With the images removed, repeat the data below exactly.
Begin Data section
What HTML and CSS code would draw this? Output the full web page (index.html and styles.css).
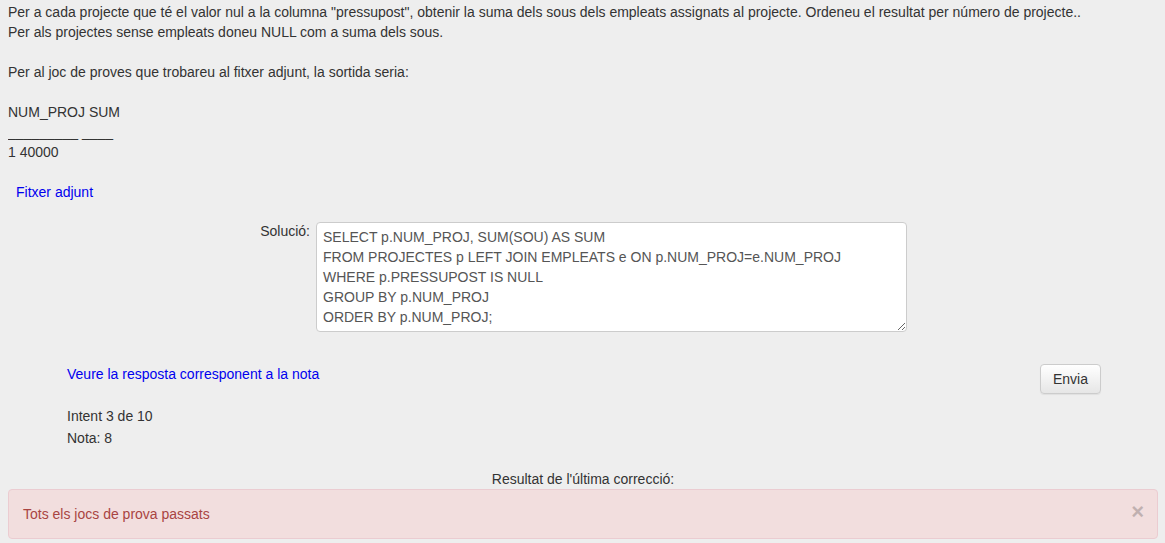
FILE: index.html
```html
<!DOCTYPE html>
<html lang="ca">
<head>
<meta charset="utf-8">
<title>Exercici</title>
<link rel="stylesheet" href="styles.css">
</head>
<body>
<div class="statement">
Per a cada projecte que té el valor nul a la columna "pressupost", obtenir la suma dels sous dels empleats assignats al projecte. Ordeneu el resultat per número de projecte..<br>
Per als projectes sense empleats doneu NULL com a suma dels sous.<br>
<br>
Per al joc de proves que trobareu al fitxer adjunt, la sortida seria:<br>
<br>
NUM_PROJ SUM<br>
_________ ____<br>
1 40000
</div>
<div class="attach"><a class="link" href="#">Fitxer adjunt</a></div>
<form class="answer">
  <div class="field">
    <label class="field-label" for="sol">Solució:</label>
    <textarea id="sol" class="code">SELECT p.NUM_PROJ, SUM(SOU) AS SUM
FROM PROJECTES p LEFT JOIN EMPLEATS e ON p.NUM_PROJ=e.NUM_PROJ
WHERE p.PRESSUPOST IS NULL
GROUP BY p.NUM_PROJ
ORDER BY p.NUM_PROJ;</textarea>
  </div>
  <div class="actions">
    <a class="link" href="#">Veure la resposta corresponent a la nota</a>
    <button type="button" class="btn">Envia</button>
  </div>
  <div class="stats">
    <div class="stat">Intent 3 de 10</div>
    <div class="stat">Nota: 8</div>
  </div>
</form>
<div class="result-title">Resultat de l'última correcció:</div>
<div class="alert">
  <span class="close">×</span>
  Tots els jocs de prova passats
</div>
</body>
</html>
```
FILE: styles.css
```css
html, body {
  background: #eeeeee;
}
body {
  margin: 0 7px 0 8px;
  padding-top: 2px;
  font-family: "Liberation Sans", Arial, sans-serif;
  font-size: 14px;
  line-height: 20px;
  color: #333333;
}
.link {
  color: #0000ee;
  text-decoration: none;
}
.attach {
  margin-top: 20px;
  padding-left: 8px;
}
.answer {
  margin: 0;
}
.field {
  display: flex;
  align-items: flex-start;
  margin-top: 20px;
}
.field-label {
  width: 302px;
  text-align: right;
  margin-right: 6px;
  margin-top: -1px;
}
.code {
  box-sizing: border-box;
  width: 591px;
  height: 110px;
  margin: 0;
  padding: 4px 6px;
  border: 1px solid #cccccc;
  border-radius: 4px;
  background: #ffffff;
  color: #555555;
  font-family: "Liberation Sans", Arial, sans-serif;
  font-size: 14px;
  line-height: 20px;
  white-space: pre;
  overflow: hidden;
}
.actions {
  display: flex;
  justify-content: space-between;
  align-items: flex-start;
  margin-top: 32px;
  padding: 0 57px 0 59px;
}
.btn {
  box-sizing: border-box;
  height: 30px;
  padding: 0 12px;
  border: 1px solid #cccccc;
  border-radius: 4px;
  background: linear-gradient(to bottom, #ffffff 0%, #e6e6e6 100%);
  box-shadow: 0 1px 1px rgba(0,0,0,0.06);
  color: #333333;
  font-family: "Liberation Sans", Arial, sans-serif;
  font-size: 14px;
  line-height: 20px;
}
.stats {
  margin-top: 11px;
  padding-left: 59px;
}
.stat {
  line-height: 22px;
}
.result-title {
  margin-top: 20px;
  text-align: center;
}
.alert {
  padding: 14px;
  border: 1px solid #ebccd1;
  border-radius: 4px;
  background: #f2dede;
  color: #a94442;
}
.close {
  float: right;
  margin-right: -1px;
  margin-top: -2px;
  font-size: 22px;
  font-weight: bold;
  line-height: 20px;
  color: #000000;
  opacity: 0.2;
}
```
End Data section
**Response to the task**.
What HTML and CSS code would draw this? Output the full web page (index.html and styles.css).
FILE: index.html
```html
<!DOCTYPE html>
<html lang="ca">
<head>
<meta charset="utf-8">
<title>Exercici</title>
<link rel="stylesheet" href="styles.css">
</head>
<body>
<div class="statement">
Per a cada projecte que té el valor nul a la columna "pressupost", obtenir la suma dels sous dels empleats assignats al projecte. Ordeneu el resultat per número de projecte..<br>
Per als projectes sense empleats doneu NULL com a suma dels sous.<br>
<br>
Per al joc de proves que trobareu al fitxer adjunt, la sortida seria:<br>
<br>
NUM_PROJ SUM<br>
_________ ____<br>
1 40000
</div>
<div class="attach"><a class="link" href="#">Fitxer adjunt</a></div>
<form class="answer">
  <div class="field">
    <label class="field-label" for="sol">Solució:</label>
    <textarea id="sol" class="code">SELECT p.NUM_PROJ, SUM(SOU) AS SUM
FROM PROJECTES p LEFT JOIN EMPLEATS e ON p.NUM_PROJ=e.NUM_PROJ
WHERE p.PRESSUPOST IS NULL
GROUP BY p.NUM_PROJ
ORDER BY p.NUM_PROJ;</textarea>
  </div>
  <div class="actions">
    <a class="link" href="#">Veure la resposta corresponent a la nota</a>
    <button type="button" class="btn">Envia</button>
  </div>
  <div class="stats">
    <div class="stat">Intent 3 de 10</div>
    <div class="stat">Nota: 8</div>
  </div>
</form>
<div class="result-title">Resultat de l'última correcció:</div>
<div class="alert">
  <span class="close">×</span>
  Tots els jocs de prova passats
</div>
</body>
</html>
```
FILE: styles.css
```css
html, body {
  background: #eeeeee;
}
body {
  margin: 0 7px 0 8px;
  padding-top: 2px;
  font-family: "Liberation Sans", Arial, sans-serif;
  font-size: 14px;
  line-height: 20px;
  color: #333333;
}
.link {
  color: #0000ee;
  text-decoration: none;
}
.attach {
  margin-top: 20px;
  padding-left: 8px;
}
.answer {
  margin: 0;
}
.field {
  display: flex;
  align-items: flex-start;
  margin-top: 20px;
}
.field-label {
  width: 302px;
  text-align: right;
  margin-right: 6px;
  margin-top: -1px;
}
.code {
  box-sizing: border-box;
  width: 591px;
  height: 110px;
  margin: 0;
  padding: 4px 6px;
  border: 1px solid #cccccc;
  border-radius: 4px;
  background: #ffffff;
  color: #555555;
  font-family: "Liberation Sans", Arial, sans-serif;
  font-size: 14px;
  line-height: 20px;
  white-space: pre;
  overflow: hidden;
}
.actions {
  display: flex;
  justify-content: space-between;
  align-items: flex-start;
  margin-top: 32px;
  padding: 0 57px 0 59px;
}
.btn {
  box-sizing: border-box;
  height: 30px;
  padding: 0 12px;
  border: 1px solid #cccccc;
  border-radius: 4px;
  background: linear-gradient(to bottom, #ffffff 0%, #e6e6e6 100%);
  box-shadow: 0 1px 1px rgba(0,0,0,0.06);
  color: #333333;
  font-family: "Liberation Sans", Arial, sans-serif;
  font-size: 14px;
  line-height: 20px;
}
.stats {
  margin-top: 11px;
  padding-left: 59px;
}
.stat {
  line-height: 22px;
}
.result-title {
  margin-top: 20px;
  text-align: center;
}
.alert {
  padding: 14px;
  border: 1px solid #ebccd1;
  border-radius: 4px;
  background: #f2dede;
  color: #a94442;
}
.close {
  float: right;
  margin-right: -1px;
  margin-top: -2px;
  font-size: 22px;
  font-weight: bold;
  line-height: 20px;
  color: #000000;
  opacity: 0.2;
}
```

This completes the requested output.